═══ Supplied data

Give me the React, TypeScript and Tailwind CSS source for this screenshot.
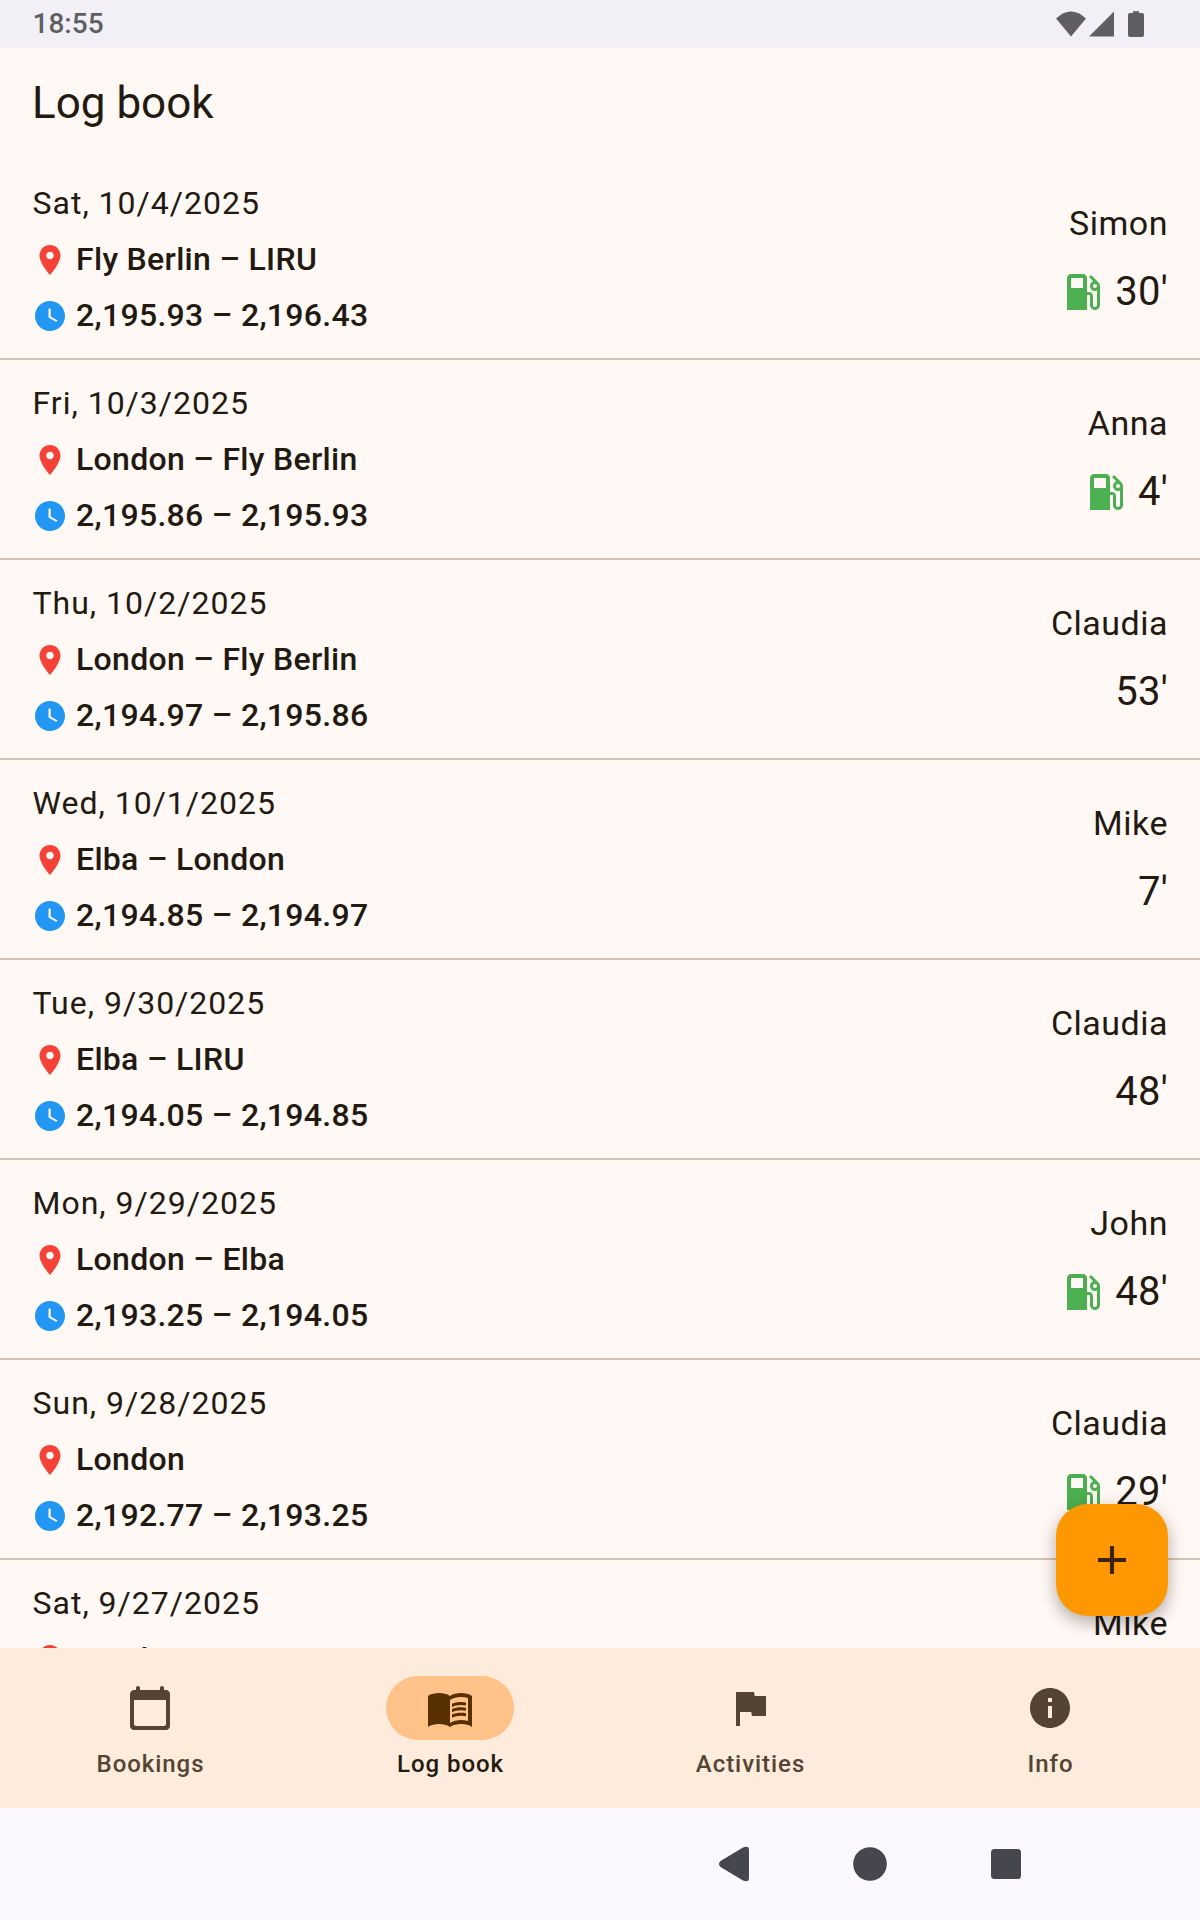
import React from "react";

type Entry = { date: string; route: string; time: string; pilot: string; minutes: string; fuel?: boolean };

const entries: Entry[] = [
  { date: "Sat, 10/4/2025", route: "Fly Berlin – LIRU", time: "2,195.93 – 2,196.43", pilot: "Simon", minutes: "30'", fuel: true },
  { date: "Fri, 10/3/2025", route: "London – Fly Berlin", time: "2,195.86 – 2,195.93", pilot: "Anna", minutes: "4'", fuel: true },
  { date: "Thu, 10/2/2025", route: "London – Fly Berlin", time: "2,194.97 – 2,195.86", pilot: "Claudia", minutes: "53'" },
  { date: "Wed, 10/1/2025", route: "Elba – London", time: "2,194.85 – 2,194.97", pilot: "Mike", minutes: "7'" },
  { date: "Tue, 9/30/2025", route: "Elba – LIRU", time: "2,194.05 – 2,194.85", pilot: "Claudia", minutes: "48'" },
  { date: "Mon, 9/29/2025", route: "London – Elba", time: "2,193.25 – 2,194.05", pilot: "John", minutes: "48'", fuel: true },
  { date: "Sun, 9/28/2025", route: "London", time: "2,192.77 – 2,193.25", pilot: "Claudia", minutes: "29'", fuel: true },
  { date: "Sat, 9/27/2025", route: "London", time: "2,192.65 – 2,192.77", pilot: "Mike", minutes: "7'" },
];

const icons = {
  pin: "M12 2C8.13 2 5 5.13 5 9c0 5.25 7 13 7 13s7-7.75 7-13c0-3.87-3.13-7-7-7zm0 9.5c-1.38 0-2.5-1.12-2.5-2.5s1.12-2.5 2.5-2.5 2.5 1.12 2.5 2.5-1.12 2.5-2.5 2.5z",
  clock: "M11.99 2C6.47 2 2 6.48 2 12s4.47 10 9.99 10C17.52 22 22 17.52 22 12S17.52 2 11.99 2zm4.24 14L11 13V7h1.5v5.25l4.5 2.67z",
  fuel: "M19.77 7.23l.01-.01-3.72-3.72L15 4.56l2.11 2.11c-.94.36-1.61 1.26-1.61 2.33 0 1.38 1.12 2.5 2.5 2.5.36 0 .69-.08 1-.21v7.21c0 .55-.45 1-1 1s-1-.45-1-1V14c0-1.1-.9-2-2-2h-1V5c0-1.1-.9-2-2-2H6c-1.1 0-2 .9-2 2v16h10v-7.5h1.5v5c0 1.38 1.12 2.5 2.5 2.5s2.5-1.12 2.5-2.5V9c0-.69-.28-1.32-.73-1.77zM12 10H6V5h6v5zm6 0c-.55 0-1-.45-1-1s.45-1 1-1 1 .45 1 1-.45 1-1 1z",
  calendar: "M20 3h-1V2c0-.55-.45-1-1-1s-1 .45-1 1v1H7V2c0-.55-.45-1-1-1s-1 .45-1 1v1H4c-1.1 0-2 .9-2 2v16c0 1.1.9 2 2 2h16c1.1 0 2-.9 2-2V5c0-1.1-.9-2-2-2zm-1 18H5c-.55 0-1-.45-1-1V8h16v12c0 .55-.45 1-1 1z",
  book: "M17.5 4.5c-1.95 0-4.05.4-5.5 1.5-1.45-1.1-3.55-1.5-5.5-1.5S2.45 4.9 1 6v15.5C2.45 20.4 4.55 20 6.5 20s4.05.4 5.5 1.5c1.45-1.1 3.55-1.5 5.5-1.5 1.17 0 2.39.15 3.5.5.75.25 1.4.55 2 1V6c-1.45-1.1-3.55-1.5-5.5-1.5zM21 18.5c-1.1-.35-2.3-.5-3.5-.5-1.7 0-4.15.65-5.5 1.5V8c1.35-.85 3.8-1.5 5.5-1.5 1.2 0 2.4.15 3.5.5v11.5zM17.5 10.5c.88 0 1.73.09 2.5.26V9.24c-.79-.15-1.64-.24-2.5-.24-1.7 0-3.24.29-4.5.83v1.66c1.13-.64 2.7-.99 4.5-.99zM13 12.49v1.66c1.13-.64 2.7-.99 4.5-.99.88 0 1.73.09 2.5.26V11.9c-.79-.15-1.64-.24-2.5-.24-1.7 0-3.24.3-4.5.83zM17.5 14.33c-1.7 0-3.24.29-4.5.83v1.66c1.13-.64 2.7-.99 4.5-.99.88 0 1.73.09 2.5.26v-1.52c-.79-.16-1.64-.24-2.5-.24z",
  flag: "M14.4 6L14 4H5v17h2v-7h5.6l.4 2h7V6z",
  info: "M12 2C6.48 2 2 6.48 2 12s4.48 10 10 10 10-4.48 10-10S17.52 2 12 2zm1 15h-2v-6h2v6zm0-8h-2V7h2v2z",
  plus: "M19 13h-6v6h-2v-6H5v-2h6V5h2v6h6v2z",
};

function Icon({ name, className }: { name: keyof typeof icons; className: string }) {
  return (
    <svg viewBox="0 0 24 24" className={`shrink-0 fill-current ${className}`}>
      <path d={icons[name]} />
    </svg>
  );
}

function LogRow({ entry }: { entry: Entry }) {
  return (
    <li className="flex h-[200px] shrink-0 justify-between border-b-2 border-[#d8c2ae] px-8">
      <div className="flex flex-col pt-4">
        <div className="h-14 pl-[0.5px] text-[32px] leading-[54px] tracking-[1px]">{entry.date}</div>
        <div className="flex h-14 items-center gap-2 text-[32px] font-medium tracking-[0.3px]">
          <Icon name="pin" className="size-9 text-[#f44336]" />
          <span className="pb-0.5">{entry.route}</span>
        </div>
        <div className="flex h-14 items-center gap-2 text-[32px] font-medium tracking-[0.3px]">
          <Icon name="clock" className="size-9 text-[#2196f3]" />
          <span className="pb-0.5">{entry.time}</span>
        </div>
      </div>
      <div className="flex flex-col items-end pt-8">
        <div className="h-[68px] pt-1 text-[34px] leading-[54px] tracking-[0.5px]">{entry.pilot}</div>
        <div className="flex h-16 items-center gap-2 text-[40px] tracking-[0.3px]">
          {entry.fuel && <Icon name="fuel" className="size-12 text-[#4caf50]" />}
          <span>{entry.minutes}</span>
        </div>
      </div>
    </li>
  );
}

const tabs: { label: string; icon: keyof typeof icons; active?: boolean }[] = [
  { label: "Bookings", icon: "calendar" },
  { label: "Log book", icon: "book", active: true },
  { label: "Activities", icon: "flag" },
  { label: "Info", icon: "info" },
];

export default function App() {
  return (
    <div className="flex h-[1920px] w-[1200px] flex-col overflow-hidden bg-[#fff8f5] font-['Roboto',sans-serif] text-[#221a11]">
      <div className="flex h-12 shrink-0 items-center justify-between bg-[#f2eff7] pl-8 text-[#5f5f62]">
        <span className="pl-[0.5px] text-[28px] font-medium leading-none">18:55</span>
        <svg viewBox="0 0 144 48" className="h-12 w-36 fill-current">
          <path d="M0 18.500Q15 4.500 30 18.500L15 36.500Z" />
          <path d="M33 36.500L58 11.500V36.500Z" />
          <path d="M77 11.200H83V13H86Q88 13 88 15V35Q88 37 86 37H74Q72 37 72 35V15Q72 13 74 13H77Z" />
        </svg>
      </div>
      <header className="flex h-28 shrink-0 items-center px-8 pb-0.5">
        <h1 className="text-[44px] leading-none">Log book</h1>
      </header>
      <main className="relative min-h-0 flex-1">
        <ul className="flex h-full flex-col overflow-hidden">
          {entries.map((e) => (
            <LogRow key={e.date} entry={e} />
          ))}
        </ul>
        <button className="absolute right-8 bottom-8 flex size-28 items-center justify-center rounded-[32px] bg-[#ff9800] text-[#3b2105] shadow-[0_8px_16px_rgba(0,0,0,0.22),0_2px_20px_rgba(0,0,0,0.1)]">
          <Icon name="plus" className="size-[56px] p-1" />
        </button>
      </main>
      <nav className="grid h-40 shrink-0 grid-cols-4 bg-[#fdebdb]">
        {tabs.map((t) => (
          <div key={t.label} className={`flex flex-col items-center pt-7 ${t.active ? "text-[#221a11]" : "text-[#544434]"}`}>
            <div className={`flex h-16 w-32 items-center justify-center rounded-full ${t.active ? "bg-[#ffc288] text-[#572f00]" : ""}`}>
              <Icon name={t.icon} className="size-12" />
            </div>
            <span className="mt-2 pl-px text-[24px] font-medium leading-8 tracking-[0.95px]">{t.label}</span>
          </div>
        ))}
      </nav>
      <div className="flex h-28 shrink-0 items-center justify-end bg-[#fbf8ff]">
        <svg viewBox="0 0 360 112" className="mr-[150px] h-28 w-[360px] fill-[#46464f]">
          <path d="M30.500 53L53 39.500Q59 37 59 42V70Q59 75 53 72.500L30.500 59Q27.500 56 30.500 53Z" />
          <circle cx="180" cy="56" r="16.800" />
          <rect x="301" y="41" width="30" height="30" rx="3.500" />
        </svg>
      </div>
    </div>
  );
}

══════

• _What needs to be done_
Copy nothing but the lines from the top of the material through the line holding "string; route: string;", exactly as written; omit pictures.

• _Full output_
Give me the React, TypeScript and Tailwind CSS source for this screenshot.
import React from "react";

type Entry = { date: string; route: string; time: string; pilot: string; minutes: string; fuel?: boolean };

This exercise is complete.